Alas, for the first time this week we see a flaw in the fundamental premise of Westworld (the show, that is, not the theme park itself), as it juggles the concept of storylines repeating over and over without (a) boring the audience or (b) confusing them. The jumps between scenes of Teddy and Dolores talking, Teddy saving Dolores, Teddy having gunfights, Dolores waking up and Dolores riding home in the dark become almost dizzying.

At the moment the writers and editors do have a handle on things; you can keep track of what’s happening and you still empathise with the characters, but there’s clearly a chance that at some point in the future – when perhaps the showrunners don’t quite have their hands on the tiller – all these cuts between days and storylines could become wearying. Fingers crossed it won’t happen, but there’s no denying that this week’s plot was, quite literally, all over the place.

However, that said: this is still a fine episode. If nothing else, Westworld is gorgeous to look at, and the writers are giving us a tonne to think about, too. There’s so much beautifully-considered quality on screen here, from the depths of the psychology being applied to these poor robots (the scene in which Ford demands an employee uncover a naked host is chilling in its inhumanity – the irony is strong with this one), to those incredible landscapes and vistas contrasting so deliciously with the bleak interiors of the base. It’s hard not to enjoy the visceral rushes of all those gunfights, too, with Teddy showing some pretty effing awesome shooting this week.

But of course we’re all here to see the hosts go bad (that’s the premise of the original film, after all, and we wouldn’t be watching unless the sh*t was about to hit the fan). Things are gearing up this week: Bernard acknowledges that the hosts are changing, even as Ford tries to pooh-pooh him, and we see lots of hosts having flashbacks or issues that should really have the park closing already. The “suicide by rock” at the end is utterly horrifying; if you worked somewhere with creatures that could do that, wouldn’t you try to get it shut down? Bet you dollars to doughnuts nobody listens to Elsie if she does, though.

It’s also good to get clarifications on a few things, such as what happens when a host shoots a human – basically it’s like paintball; you get a bruise and not much else (what if the host was aiming for the eyeballs, though? Is there a failsafe for that?). We discover that Logan is soon to be William’s brother-in-law – poor William, jeez – and the revelation about the Man In Black is just brilliant, as is Anthony Hopkins’ anti-ageing CGI.

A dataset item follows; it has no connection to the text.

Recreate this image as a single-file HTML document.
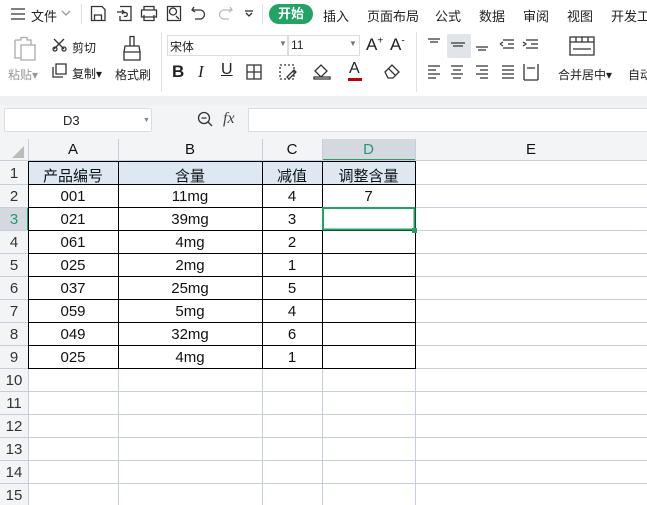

No wonder in last week’s episode Ashley said that the Man In Black can do what he wants. That’s one mystery solved! Although we still need to know why Arnold is still so obsessed after all these years: is he trying to recreate a dead family (Ford mentions his life was filled with tragedy)? Does he want to live forever? The plot thickens…


The Good:

  • Evan Rachel Wood switching on/off as Dolores is very convincing.
  • Teddy talking about how Wyatt would make his followers wear the flesh of their victims recalls the Reavers from Joss Whedon’s Firefly – which in itself cannibalised (pardon the pun) of crazed, skin-wearing Indians from Westerns. Which, of course, was mostly a myth in itself.
  • Gina Torres makes a cameo as Bernard’s wife (although are they still married at this point? He’s certainly cheating on her with Theresa, if so). Hopefully she’ll pop up again.
  • Ashley sawing the head off a host who then snaps awake is just stomach-churning.
  • It’s great to see the Westworld writers have done their research about androids and their way of looking at the world: not only by mentioning the hosts having Turing Tests (a way of seeing if a computer can fool a human, first posited by genius Alan Turing in a paper written in 1950), and the bicameral mind theory, which you can read about here. Think Westworld is just a silly sci-fi show? Yeah, right. This stuff’s all about science, baby!
  • The creation of the eyeball is one of the most dazzling examples of CGI we’ve ever seen on TV. We doff our hats to the FX team responsible.


  • “You’ve died at least a thousand times,” Ford tells Teddy. Dear lord, this is horrific, isn’t it? The entire concept of this theme park is so unsettling.
  • The final shot of William gazing into Dolores’s face is weirdly adorable. These guys, eh? We’re totally rooting for them and one of them isn’t even real. And they’ve both got partners!


The Bad:

  • Imagine being an actor and doing your first scene with a legend like Anthony Hopkins. And you’re totally naked.
  • While the gruesome storylines are great for us to watch, you have to wonder about the fact that this is the second time tourists have been so scared they’ve run away from the action. What’s the point of writing a storyline that paying customers are too terrified to see through to the end?
  • Teddy and Dolores kiss a lot in this episode… And you can tell she’s a robot because she doesn’t get stubble rash. (Unless some engineer who hates stubble rash decided to make his bristles nice and soft…)

The Random:


  • The way the Westworld engineers stare down at the model of their little world is hugely reminiscent of the way the gods in classic Ray Harryhausen movies Jason And The Argonauts and Clash Of The Titans looked down on humanity, using humans as figures they could move around like toys. We’re sure the similarity is totally intentional, too.


  • In the original Westworld movie it cost punters £1,000 per day to visit the park. Today it’s £40,000.
  • Best Quote: Elsie: “You know, if you’d wanted to play cowboy you could always use your employee discount.”
    Ashley (very sensibly, in our opinion): “The only thing stopping the hosts from hacking us to pieces is one line of your code.”